Hukuk Mahkemelerinde bile bir kamu kuruluşunun vekili olan avukat ile bireyin vekili olan avukata aynı yakınlığın gösterilmediği ya da bu iki avukatın aynı rahatlıkla görevlerini sürdüremedikleri bilinmektedir. Savcıların Avukatlarla eşit görülmesinin, zaten bizim hukuk ve yargı anlayışımızda yeri yoktur. DGM'lerin kapsamındaki davalarda ise sanık avukatları, suçlunun adeta suç ortağı olarak görülmektedirler. Ve yine bu kökleşmiş anlayış ve uygulama yüzünden Mahkeme Başkanları, suçun niteliğine, sanık ve mağdurların kimliğine bakmaksızın, kendilerini hepsinin ortasında hissedememekte ve bireyin haklarını korumak ve adaleti tecelli ettirmekten çok, kendilerini veya ülkeyi sıkıntıya sokmamayı, yani devletin çıkarlarını düşünmek zorunda kalmaktadırlar.

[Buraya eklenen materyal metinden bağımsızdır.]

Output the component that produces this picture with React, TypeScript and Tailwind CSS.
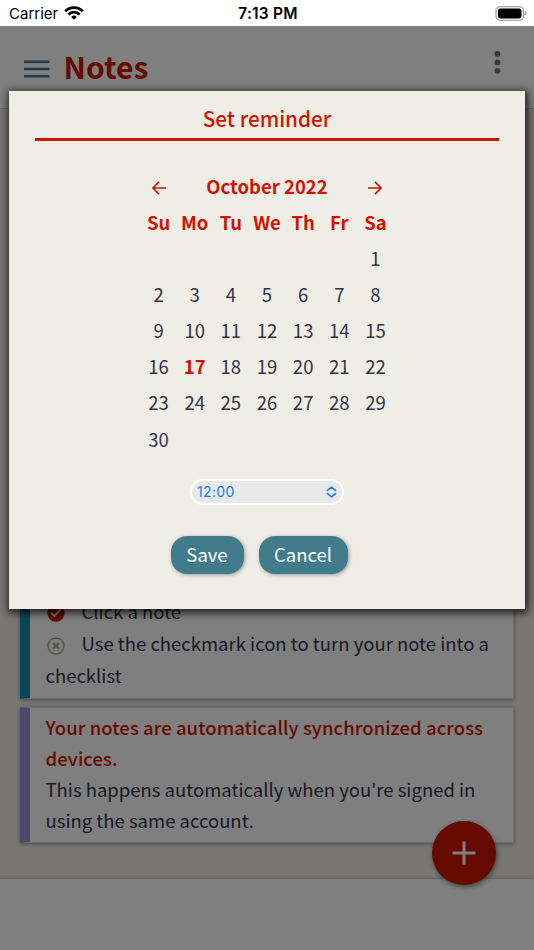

Hukukun üstünlüğünü sağlayabilmenin yolu, galiba Hukuk Fakülteleri'ndeki öğretimin yeniden ele alınmasından ve köklü bir reformun gerçekleştirilmesinden geçiyor. Yoksa bundan böyle, hak ihlallerinde ve hukukun çiğnenmesinde yargı mensuplarının payı artacağa benziyor. İçinden geçtiğimiz süreçte yargı mekanizmasının bir tür siyasi intikam ve cezalandırma aracı olarak kullanıldığına, insan hakları ihlallerine aracılık eder hale geldiğine ilişkin eleştiriler, ne yazık ki, gittikçe daha çok dile getirilmektedir.